══ Records provided

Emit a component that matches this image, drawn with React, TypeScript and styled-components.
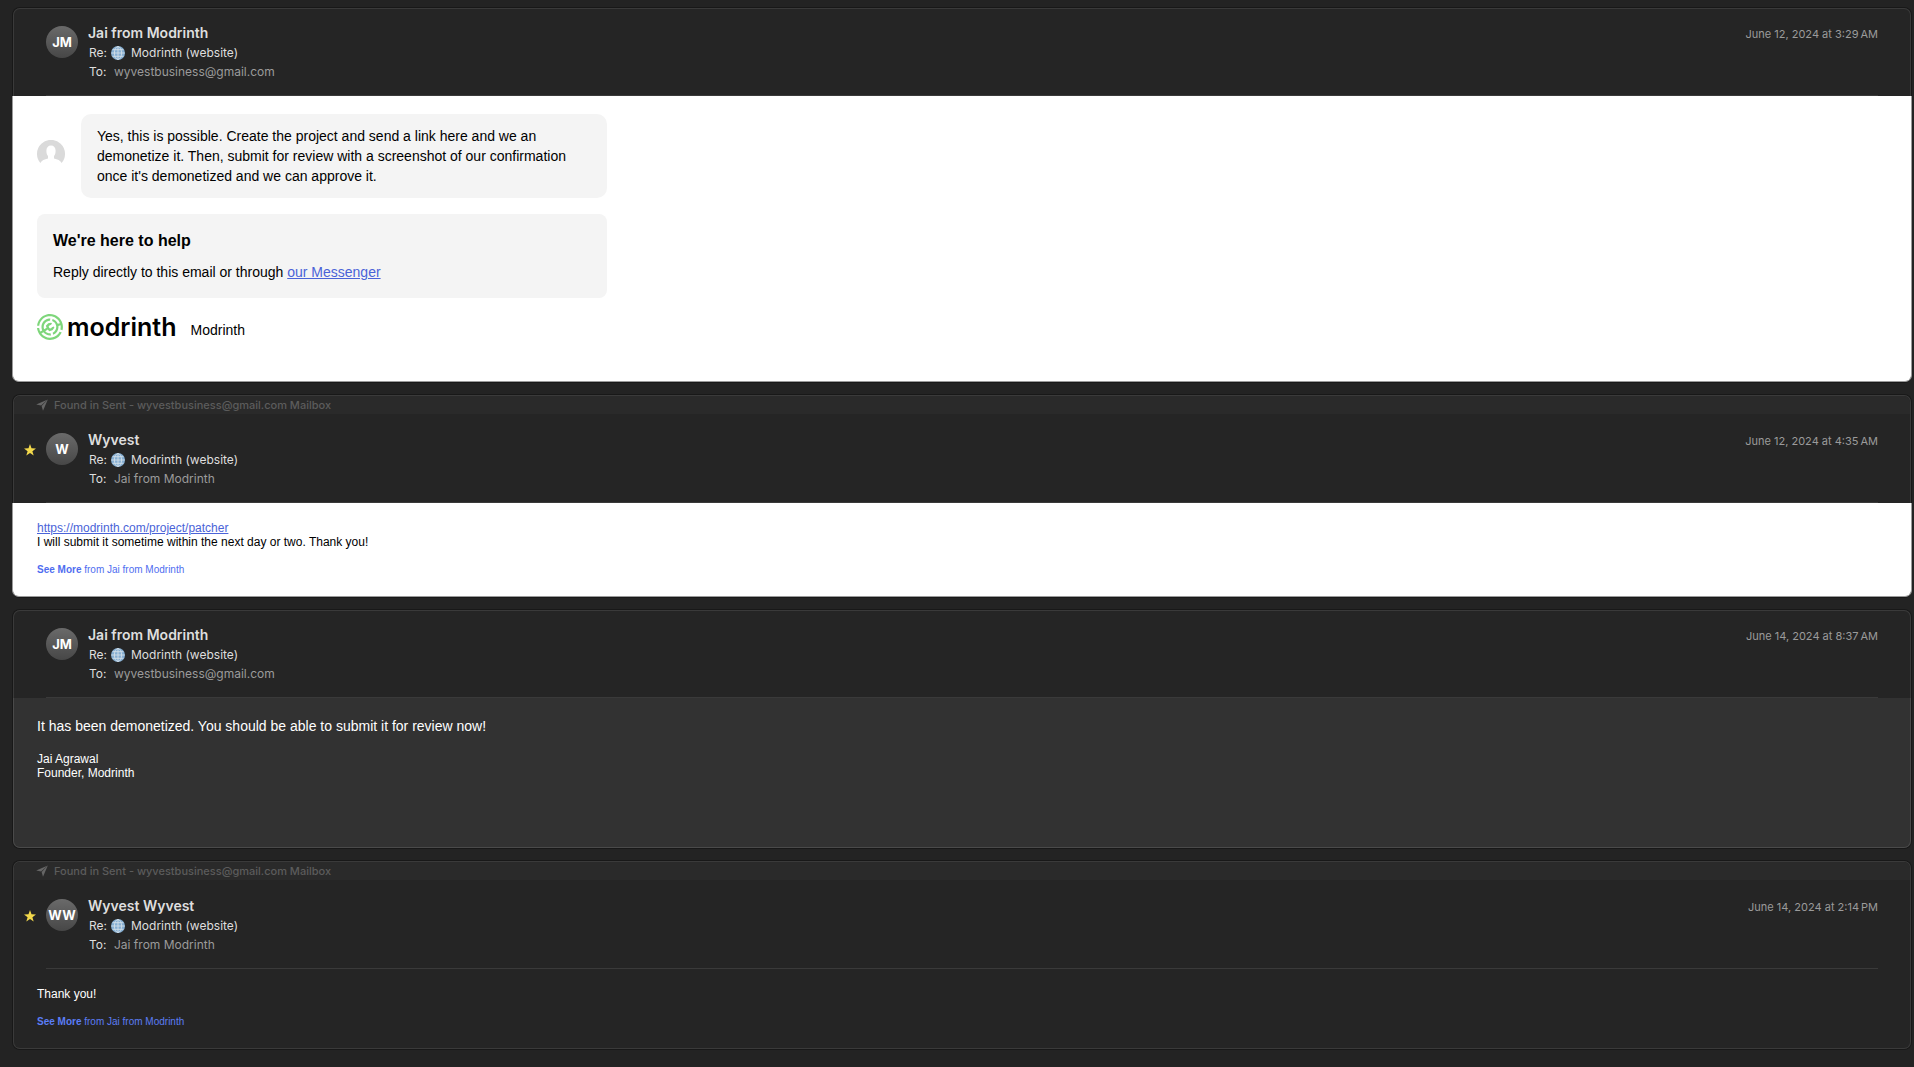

════
══ Records provided

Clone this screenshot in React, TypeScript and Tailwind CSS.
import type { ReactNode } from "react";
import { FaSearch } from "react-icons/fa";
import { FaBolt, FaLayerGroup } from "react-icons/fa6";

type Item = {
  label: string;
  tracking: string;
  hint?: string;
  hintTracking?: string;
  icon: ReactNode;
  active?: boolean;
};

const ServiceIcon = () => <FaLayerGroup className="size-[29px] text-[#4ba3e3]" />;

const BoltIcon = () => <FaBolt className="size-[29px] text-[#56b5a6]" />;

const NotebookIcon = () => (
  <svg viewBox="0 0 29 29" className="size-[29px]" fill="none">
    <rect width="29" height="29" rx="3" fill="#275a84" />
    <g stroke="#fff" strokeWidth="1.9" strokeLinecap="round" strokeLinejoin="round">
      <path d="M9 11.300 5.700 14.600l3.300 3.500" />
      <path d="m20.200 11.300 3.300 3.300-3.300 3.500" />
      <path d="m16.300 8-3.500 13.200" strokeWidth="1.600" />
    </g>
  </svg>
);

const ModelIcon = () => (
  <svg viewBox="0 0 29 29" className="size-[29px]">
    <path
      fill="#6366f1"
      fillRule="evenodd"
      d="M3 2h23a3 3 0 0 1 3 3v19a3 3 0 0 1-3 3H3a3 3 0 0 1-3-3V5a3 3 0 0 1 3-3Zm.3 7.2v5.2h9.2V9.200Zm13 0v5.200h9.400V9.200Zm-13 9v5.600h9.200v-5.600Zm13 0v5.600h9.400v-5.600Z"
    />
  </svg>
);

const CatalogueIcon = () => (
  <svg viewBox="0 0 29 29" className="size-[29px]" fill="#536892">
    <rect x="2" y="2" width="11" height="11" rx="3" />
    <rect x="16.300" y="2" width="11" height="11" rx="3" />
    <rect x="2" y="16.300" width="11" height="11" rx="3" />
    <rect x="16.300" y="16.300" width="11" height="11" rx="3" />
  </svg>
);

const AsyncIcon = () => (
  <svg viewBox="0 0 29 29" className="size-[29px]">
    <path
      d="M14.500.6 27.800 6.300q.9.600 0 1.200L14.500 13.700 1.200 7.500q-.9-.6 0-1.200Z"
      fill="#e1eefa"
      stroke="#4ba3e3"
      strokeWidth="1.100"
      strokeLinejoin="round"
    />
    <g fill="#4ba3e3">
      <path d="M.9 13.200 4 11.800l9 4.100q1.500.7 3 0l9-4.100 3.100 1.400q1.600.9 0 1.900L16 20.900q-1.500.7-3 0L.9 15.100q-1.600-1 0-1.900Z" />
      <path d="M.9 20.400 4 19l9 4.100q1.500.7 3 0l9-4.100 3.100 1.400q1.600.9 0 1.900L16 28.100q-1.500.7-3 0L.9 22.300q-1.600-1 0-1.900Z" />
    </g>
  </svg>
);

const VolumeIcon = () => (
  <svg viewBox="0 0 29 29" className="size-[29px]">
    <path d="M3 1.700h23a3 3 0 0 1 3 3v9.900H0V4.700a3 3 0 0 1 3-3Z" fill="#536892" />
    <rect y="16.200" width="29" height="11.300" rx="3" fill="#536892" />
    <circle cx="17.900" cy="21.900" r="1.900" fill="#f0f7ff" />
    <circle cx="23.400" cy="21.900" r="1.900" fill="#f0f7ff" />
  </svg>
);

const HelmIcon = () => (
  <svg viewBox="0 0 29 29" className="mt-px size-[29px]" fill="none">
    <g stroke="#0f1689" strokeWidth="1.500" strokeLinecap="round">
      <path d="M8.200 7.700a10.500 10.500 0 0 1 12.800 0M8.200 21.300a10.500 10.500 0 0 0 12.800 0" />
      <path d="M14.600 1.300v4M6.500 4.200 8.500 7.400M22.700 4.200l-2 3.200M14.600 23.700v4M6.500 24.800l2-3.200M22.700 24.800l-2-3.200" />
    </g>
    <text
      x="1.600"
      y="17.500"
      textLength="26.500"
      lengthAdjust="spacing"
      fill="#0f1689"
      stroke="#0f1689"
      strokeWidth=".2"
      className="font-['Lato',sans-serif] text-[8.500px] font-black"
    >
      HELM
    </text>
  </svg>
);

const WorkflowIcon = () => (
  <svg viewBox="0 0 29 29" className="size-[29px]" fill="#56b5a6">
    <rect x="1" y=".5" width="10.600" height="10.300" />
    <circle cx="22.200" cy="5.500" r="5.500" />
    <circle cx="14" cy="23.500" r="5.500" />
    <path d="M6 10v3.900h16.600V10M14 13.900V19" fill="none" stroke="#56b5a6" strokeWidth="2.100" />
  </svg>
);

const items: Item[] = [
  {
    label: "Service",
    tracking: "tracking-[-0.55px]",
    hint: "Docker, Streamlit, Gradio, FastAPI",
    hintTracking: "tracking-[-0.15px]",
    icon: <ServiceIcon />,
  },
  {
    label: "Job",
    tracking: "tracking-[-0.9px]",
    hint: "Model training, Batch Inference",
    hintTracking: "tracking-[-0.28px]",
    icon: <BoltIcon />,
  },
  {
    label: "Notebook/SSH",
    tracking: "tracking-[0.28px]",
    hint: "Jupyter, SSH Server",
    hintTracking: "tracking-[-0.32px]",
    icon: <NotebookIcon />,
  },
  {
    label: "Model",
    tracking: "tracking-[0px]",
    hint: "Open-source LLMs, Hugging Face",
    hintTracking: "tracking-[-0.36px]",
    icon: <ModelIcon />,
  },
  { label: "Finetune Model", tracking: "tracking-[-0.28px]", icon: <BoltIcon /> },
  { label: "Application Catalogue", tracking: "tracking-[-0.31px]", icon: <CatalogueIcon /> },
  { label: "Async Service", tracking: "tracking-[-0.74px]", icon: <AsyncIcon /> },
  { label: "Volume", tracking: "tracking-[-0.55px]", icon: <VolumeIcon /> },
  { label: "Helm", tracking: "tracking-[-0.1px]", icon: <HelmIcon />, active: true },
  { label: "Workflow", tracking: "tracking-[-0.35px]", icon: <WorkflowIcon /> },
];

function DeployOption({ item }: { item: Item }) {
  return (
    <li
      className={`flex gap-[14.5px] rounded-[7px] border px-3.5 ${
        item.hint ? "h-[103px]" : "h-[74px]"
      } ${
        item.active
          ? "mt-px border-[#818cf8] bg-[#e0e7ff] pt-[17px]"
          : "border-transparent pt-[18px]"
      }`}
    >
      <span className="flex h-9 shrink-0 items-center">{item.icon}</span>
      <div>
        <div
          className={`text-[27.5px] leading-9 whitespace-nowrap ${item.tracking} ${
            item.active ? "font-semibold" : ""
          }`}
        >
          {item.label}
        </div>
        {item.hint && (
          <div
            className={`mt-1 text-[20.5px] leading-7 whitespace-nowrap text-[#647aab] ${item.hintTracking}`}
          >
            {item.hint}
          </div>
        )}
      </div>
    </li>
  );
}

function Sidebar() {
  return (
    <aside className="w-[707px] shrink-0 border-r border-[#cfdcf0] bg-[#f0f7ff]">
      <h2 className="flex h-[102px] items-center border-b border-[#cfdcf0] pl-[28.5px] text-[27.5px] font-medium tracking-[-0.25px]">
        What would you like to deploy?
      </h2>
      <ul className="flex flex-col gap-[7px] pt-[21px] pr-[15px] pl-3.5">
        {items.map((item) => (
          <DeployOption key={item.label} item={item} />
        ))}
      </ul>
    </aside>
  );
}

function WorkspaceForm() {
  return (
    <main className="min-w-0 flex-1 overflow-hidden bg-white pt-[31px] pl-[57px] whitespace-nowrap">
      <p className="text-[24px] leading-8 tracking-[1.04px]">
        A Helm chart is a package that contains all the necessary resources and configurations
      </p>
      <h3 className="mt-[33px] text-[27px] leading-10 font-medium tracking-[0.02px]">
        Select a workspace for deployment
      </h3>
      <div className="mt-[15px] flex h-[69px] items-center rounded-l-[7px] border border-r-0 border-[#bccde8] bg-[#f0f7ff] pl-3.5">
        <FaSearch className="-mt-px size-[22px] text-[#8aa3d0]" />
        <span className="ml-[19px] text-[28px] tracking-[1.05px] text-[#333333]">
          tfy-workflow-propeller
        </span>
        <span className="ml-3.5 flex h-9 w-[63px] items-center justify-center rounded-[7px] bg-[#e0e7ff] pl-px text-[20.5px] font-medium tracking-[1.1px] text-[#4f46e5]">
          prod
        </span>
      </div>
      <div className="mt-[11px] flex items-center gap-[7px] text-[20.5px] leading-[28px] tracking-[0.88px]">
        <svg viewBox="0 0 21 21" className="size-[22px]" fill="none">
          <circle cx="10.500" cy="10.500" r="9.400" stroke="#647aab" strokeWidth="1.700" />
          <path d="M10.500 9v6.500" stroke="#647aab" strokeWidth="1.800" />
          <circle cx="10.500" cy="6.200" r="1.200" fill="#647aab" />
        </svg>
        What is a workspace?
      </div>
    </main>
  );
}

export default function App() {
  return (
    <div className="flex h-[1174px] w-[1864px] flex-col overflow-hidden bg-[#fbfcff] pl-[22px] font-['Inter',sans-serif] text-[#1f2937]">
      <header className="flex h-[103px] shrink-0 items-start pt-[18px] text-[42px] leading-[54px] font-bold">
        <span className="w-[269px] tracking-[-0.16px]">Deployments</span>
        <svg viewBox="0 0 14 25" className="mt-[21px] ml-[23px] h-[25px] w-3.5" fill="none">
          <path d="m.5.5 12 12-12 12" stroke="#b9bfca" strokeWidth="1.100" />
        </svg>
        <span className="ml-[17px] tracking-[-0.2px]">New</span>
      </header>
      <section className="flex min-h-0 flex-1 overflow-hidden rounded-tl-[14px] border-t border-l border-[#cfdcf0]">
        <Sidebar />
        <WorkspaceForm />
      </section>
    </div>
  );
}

════
══ Records provided

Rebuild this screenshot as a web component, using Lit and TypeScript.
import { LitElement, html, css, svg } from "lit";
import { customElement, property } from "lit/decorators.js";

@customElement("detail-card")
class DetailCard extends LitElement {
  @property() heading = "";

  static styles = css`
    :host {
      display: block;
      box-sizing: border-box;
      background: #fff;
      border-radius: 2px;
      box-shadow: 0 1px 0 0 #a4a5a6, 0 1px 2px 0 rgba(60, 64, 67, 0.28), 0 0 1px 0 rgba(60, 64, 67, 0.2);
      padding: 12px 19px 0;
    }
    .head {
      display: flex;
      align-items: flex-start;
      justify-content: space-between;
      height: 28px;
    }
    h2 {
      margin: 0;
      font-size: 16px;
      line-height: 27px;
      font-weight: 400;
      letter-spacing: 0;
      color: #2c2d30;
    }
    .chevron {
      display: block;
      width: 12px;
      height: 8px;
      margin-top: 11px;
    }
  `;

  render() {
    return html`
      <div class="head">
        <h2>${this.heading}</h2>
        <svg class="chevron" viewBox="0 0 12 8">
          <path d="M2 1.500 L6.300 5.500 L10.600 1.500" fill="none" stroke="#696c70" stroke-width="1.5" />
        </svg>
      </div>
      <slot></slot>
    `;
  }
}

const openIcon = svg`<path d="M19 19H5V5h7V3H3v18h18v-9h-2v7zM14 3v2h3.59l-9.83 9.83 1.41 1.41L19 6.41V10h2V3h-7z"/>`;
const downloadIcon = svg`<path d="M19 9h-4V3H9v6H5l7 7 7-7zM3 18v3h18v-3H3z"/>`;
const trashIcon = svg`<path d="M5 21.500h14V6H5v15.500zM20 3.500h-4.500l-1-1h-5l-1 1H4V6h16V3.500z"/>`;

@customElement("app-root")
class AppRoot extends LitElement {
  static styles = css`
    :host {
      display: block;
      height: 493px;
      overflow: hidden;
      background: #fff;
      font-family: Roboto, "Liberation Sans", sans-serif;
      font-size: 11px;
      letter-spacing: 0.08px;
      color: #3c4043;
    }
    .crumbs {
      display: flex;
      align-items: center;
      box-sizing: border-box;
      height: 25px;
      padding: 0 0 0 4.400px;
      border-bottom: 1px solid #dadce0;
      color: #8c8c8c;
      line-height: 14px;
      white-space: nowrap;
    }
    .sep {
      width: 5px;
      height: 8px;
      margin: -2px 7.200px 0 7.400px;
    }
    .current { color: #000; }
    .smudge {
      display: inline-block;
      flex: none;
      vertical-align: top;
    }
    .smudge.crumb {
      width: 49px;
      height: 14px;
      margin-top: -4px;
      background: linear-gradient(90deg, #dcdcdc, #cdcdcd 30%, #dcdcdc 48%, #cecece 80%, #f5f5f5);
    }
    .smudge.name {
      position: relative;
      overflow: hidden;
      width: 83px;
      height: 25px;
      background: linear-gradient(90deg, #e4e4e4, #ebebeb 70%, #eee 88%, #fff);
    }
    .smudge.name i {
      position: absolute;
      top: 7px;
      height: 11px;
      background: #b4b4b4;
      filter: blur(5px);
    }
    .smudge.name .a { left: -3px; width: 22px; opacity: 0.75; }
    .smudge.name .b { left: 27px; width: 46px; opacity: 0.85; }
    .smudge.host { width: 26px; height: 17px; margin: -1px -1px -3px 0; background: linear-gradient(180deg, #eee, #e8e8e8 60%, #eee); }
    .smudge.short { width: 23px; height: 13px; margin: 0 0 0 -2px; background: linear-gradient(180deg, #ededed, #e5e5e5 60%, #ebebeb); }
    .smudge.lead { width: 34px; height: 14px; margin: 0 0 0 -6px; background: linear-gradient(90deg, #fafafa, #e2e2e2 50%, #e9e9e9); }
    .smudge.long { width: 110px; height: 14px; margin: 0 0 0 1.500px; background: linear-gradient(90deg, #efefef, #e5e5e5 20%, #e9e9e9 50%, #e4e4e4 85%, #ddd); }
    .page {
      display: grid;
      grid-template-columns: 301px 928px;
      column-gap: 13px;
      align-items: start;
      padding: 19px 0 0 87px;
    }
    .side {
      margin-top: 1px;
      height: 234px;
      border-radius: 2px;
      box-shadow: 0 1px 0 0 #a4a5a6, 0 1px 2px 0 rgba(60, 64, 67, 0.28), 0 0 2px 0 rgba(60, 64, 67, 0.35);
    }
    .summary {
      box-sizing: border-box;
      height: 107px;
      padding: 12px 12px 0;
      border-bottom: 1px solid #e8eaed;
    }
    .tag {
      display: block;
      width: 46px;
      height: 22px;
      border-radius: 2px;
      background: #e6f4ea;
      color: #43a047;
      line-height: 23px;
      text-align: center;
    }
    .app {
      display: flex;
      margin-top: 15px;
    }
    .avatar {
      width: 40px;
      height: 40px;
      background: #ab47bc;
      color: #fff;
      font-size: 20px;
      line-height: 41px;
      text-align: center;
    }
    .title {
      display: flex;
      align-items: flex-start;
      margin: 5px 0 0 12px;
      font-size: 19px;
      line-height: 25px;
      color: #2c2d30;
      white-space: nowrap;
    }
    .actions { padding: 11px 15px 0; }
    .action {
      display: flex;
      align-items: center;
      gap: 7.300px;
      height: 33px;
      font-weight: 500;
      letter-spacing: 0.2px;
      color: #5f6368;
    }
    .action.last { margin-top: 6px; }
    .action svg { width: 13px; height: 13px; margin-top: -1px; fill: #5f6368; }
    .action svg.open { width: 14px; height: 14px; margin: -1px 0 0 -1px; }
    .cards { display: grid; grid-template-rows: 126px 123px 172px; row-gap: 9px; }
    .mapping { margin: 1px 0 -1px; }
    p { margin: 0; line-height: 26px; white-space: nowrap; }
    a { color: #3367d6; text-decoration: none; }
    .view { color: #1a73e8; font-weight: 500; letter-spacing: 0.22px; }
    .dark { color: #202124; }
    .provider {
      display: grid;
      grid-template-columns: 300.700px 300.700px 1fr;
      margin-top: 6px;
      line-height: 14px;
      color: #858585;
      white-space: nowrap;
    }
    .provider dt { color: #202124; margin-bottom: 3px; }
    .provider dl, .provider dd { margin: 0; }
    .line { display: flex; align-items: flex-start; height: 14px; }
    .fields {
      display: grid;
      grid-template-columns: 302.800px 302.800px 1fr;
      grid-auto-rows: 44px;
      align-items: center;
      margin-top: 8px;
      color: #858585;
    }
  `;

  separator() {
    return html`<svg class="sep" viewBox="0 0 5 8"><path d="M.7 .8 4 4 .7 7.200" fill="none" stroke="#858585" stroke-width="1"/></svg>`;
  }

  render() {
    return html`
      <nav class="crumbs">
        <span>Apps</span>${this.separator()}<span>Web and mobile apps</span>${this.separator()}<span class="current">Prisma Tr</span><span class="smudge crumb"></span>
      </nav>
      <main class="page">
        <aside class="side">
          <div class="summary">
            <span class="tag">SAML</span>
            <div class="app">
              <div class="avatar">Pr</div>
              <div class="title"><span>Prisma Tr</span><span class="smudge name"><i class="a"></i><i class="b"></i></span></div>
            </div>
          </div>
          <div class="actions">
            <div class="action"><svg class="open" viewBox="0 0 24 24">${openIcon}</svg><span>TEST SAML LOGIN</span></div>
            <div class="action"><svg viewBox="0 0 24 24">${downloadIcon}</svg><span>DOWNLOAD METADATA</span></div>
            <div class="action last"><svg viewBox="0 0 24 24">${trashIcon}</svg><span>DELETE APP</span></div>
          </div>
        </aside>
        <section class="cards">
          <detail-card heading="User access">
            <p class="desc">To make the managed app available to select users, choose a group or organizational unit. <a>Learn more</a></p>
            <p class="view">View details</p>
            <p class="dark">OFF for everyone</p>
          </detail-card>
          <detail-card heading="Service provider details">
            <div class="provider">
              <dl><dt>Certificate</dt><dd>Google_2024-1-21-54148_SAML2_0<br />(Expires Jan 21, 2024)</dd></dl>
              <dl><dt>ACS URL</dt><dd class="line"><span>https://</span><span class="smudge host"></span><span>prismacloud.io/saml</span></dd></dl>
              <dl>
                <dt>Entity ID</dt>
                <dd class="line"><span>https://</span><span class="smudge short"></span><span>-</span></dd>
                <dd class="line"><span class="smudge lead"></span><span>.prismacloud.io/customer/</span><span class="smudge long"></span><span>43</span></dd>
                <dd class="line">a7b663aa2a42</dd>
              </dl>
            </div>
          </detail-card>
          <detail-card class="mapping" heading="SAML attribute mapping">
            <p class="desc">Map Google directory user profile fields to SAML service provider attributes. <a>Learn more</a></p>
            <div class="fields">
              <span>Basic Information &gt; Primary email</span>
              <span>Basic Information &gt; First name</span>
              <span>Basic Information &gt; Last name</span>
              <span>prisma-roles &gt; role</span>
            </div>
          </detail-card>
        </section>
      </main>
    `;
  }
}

════

Problem to solve: List the lines of the records where "TypeScript" occurs.

Written reply:
Emit a component that matches this image, drawn with React, TypeScript and styled-components.
Clone this screenshot in React, TypeScript and Tailwind CSS.
Rebuild this screenshot as a web component, using Lit and TypeScript.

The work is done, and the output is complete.